=== Data provided ===

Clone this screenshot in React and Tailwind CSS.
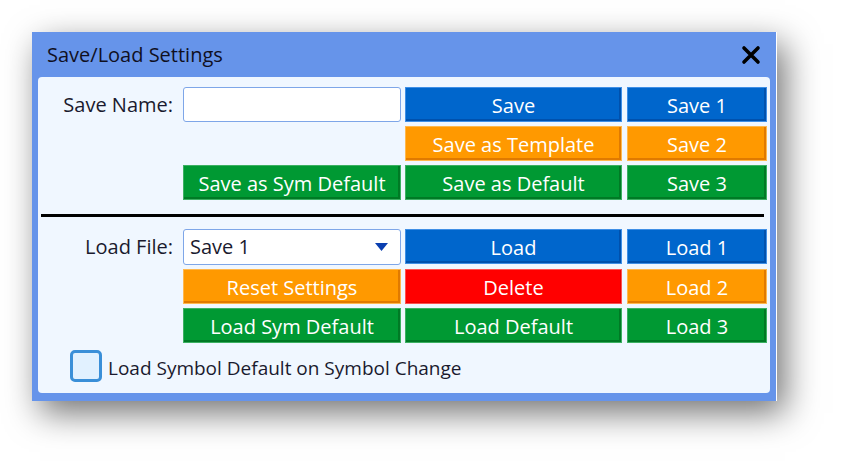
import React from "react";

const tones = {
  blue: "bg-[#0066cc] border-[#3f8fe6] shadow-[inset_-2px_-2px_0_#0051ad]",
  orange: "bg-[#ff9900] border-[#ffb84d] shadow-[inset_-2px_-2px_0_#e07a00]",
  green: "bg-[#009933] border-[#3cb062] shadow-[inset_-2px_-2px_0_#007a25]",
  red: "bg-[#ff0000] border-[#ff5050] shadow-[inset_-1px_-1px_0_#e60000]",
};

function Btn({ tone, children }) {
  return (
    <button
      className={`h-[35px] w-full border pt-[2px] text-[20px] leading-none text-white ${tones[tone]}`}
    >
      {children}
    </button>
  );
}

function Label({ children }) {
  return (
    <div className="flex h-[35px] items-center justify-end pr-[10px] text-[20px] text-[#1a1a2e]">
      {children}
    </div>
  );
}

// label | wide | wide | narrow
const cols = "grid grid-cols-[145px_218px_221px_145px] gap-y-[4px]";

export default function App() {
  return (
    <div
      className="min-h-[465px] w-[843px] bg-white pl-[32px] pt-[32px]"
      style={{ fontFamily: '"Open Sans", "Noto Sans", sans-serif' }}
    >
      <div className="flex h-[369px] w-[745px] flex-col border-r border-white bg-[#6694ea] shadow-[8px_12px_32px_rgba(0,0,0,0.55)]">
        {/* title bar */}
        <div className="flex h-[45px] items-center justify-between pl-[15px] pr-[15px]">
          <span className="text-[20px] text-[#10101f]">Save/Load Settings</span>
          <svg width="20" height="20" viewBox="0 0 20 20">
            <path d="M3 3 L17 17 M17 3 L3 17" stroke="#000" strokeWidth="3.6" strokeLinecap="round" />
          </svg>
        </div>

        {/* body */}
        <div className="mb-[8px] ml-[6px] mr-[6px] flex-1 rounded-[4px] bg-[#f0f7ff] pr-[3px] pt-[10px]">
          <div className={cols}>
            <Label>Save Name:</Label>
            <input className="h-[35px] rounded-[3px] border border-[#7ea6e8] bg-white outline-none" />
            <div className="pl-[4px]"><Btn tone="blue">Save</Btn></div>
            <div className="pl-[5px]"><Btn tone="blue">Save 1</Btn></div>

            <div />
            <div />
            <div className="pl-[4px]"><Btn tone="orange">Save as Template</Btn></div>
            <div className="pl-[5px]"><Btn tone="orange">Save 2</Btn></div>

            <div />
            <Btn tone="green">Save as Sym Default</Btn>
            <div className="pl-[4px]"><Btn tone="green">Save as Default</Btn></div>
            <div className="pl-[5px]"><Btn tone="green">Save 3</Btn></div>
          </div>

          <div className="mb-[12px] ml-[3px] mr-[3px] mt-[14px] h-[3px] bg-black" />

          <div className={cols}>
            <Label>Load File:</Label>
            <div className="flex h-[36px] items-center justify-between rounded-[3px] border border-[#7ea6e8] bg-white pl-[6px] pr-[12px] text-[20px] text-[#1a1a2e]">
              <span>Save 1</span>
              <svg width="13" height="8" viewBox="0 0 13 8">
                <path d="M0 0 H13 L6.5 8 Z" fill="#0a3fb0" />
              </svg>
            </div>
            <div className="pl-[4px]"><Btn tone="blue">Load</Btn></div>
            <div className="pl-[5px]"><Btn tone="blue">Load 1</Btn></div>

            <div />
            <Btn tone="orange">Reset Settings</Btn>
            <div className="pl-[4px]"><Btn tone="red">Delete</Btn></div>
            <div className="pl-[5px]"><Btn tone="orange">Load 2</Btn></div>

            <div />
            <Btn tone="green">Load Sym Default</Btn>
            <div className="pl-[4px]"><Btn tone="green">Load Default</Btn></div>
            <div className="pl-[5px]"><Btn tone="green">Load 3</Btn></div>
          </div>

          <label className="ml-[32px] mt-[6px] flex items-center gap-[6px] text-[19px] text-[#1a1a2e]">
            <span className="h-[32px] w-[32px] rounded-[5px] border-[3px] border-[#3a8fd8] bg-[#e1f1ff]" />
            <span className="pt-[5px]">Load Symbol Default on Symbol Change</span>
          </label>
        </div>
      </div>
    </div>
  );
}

===

Repeat the material above word for word, please, apart from its images.

Clone this screenshot in React and Tailwind CSS.
import React from "react";

const tones = {
  blue: "bg-[#0066cc] border-[#3f8fe6] shadow-[inset_-2px_-2px_0_#0051ad]",
  orange: "bg-[#ff9900] border-[#ffb84d] shadow-[inset_-2px_-2px_0_#e07a00]",
  green: "bg-[#009933] border-[#3cb062] shadow-[inset_-2px_-2px_0_#007a25]",
  red: "bg-[#ff0000] border-[#ff5050] shadow-[inset_-1px_-1px_0_#e60000]",
};

function Btn({ tone, children }) {
  return (
    <button
      className={`h-[35px] w-full border pt-[2px] text-[20px] leading-none text-white ${tones[tone]}`}
    >
      {children}
    </button>
  );
}

function Label({ children }) {
  return (
    <div className="flex h-[35px] items-center justify-end pr-[10px] text-[20px] text-[#1a1a2e]">
      {children}
    </div>
  );
}

// label | wide | wide | narrow
const cols = "grid grid-cols-[145px_218px_221px_145px] gap-y-[4px]";

export default function App() {
  return (
    <div
      className="min-h-[465px] w-[843px] bg-white pl-[32px] pt-[32px]"
      style={{ fontFamily: '"Open Sans", "Noto Sans", sans-serif' }}
    >
      <div className="flex h-[369px] w-[745px] flex-col border-r border-white bg-[#6694ea] shadow-[8px_12px_32px_rgba(0,0,0,0.55)]">
        {/* title bar */}
        <div className="flex h-[45px] items-center justify-between pl-[15px] pr-[15px]">
          <span className="text-[20px] text-[#10101f]">Save/Load Settings</span>
          <svg width="20" height="20" viewBox="0 0 20 20">
            <path d="M3 3 L17 17 M17 3 L3 17" stroke="#000" strokeWidth="3.6" strokeLinecap="round" />
          </svg>
        </div>

        {/* body */}
        <div className="mb-[8px] ml-[6px] mr-[6px] flex-1 rounded-[4px] bg-[#f0f7ff] pr-[3px] pt-[10px]">
          <div className={cols}>
            <Label>Save Name:</Label>
            <input className="h-[35px] rounded-[3px] border border-[#7ea6e8] bg-white outline-none" />
            <div className="pl-[4px]"><Btn tone="blue">Save</Btn></div>
            <div className="pl-[5px]"><Btn tone="blue">Save 1</Btn></div>

            <div />
            <div />
            <div className="pl-[4px]"><Btn tone="orange">Save as Template</Btn></div>
            <div className="pl-[5px]"><Btn tone="orange">Save 2</Btn></div>

            <div />
            <Btn tone="green">Save as Sym Default</Btn>
            <div className="pl-[4px]"><Btn tone="green">Save as Default</Btn></div>
            <div className="pl-[5px]"><Btn tone="green">Save 3</Btn></div>
          </div>

          <div className="mb-[12px] ml-[3px] mr-[3px] mt-[14px] h-[3px] bg-black" />

          <div className={cols}>
            <Label>Load File:</Label>
            <div className="flex h-[36px] items-center justify-between rounded-[3px] border border-[#7ea6e8] bg-white pl-[6px] pr-[12px] text-[20px] text-[#1a1a2e]">
              <span>Save 1</span>
              <svg width="13" height="8" viewBox="0 0 13 8">
                <path d="M0 0 H13 L6.5 8 Z" fill="#0a3fb0" />
              </svg>
            </div>
            <div className="pl-[4px]"><Btn tone="blue">Load</Btn></div>
            <div className="pl-[5px]"><Btn tone="blue">Load 1</Btn></div>

            <div />
            <Btn tone="orange">Reset Settings</Btn>
            <div className="pl-[4px]"><Btn tone="red">Delete</Btn></div>
            <div className="pl-[5px]"><Btn tone="orange">Load 2</Btn></div>

            <div />
            <Btn tone="green">Load Sym Default</Btn>
            <div className="pl-[4px]"><Btn tone="green">Load Default</Btn></div>
            <div className="pl-[5px]"><Btn tone="green">Load 3</Btn></div>
          </div>

          <label className="ml-[32px] mt-[6px] flex items-center gap-[6px] text-[19px] text-[#1a1a2e]">
            <span className="h-[32px] w-[32px] rounded-[5px] border-[3px] border-[#3a8fd8] bg-[#e1f1ff]" />
            <span className="pt-[5px]">Load Symbol Default on Symbol Change</span>
          </label>
        </div>
      </div>
    </div>
  );
}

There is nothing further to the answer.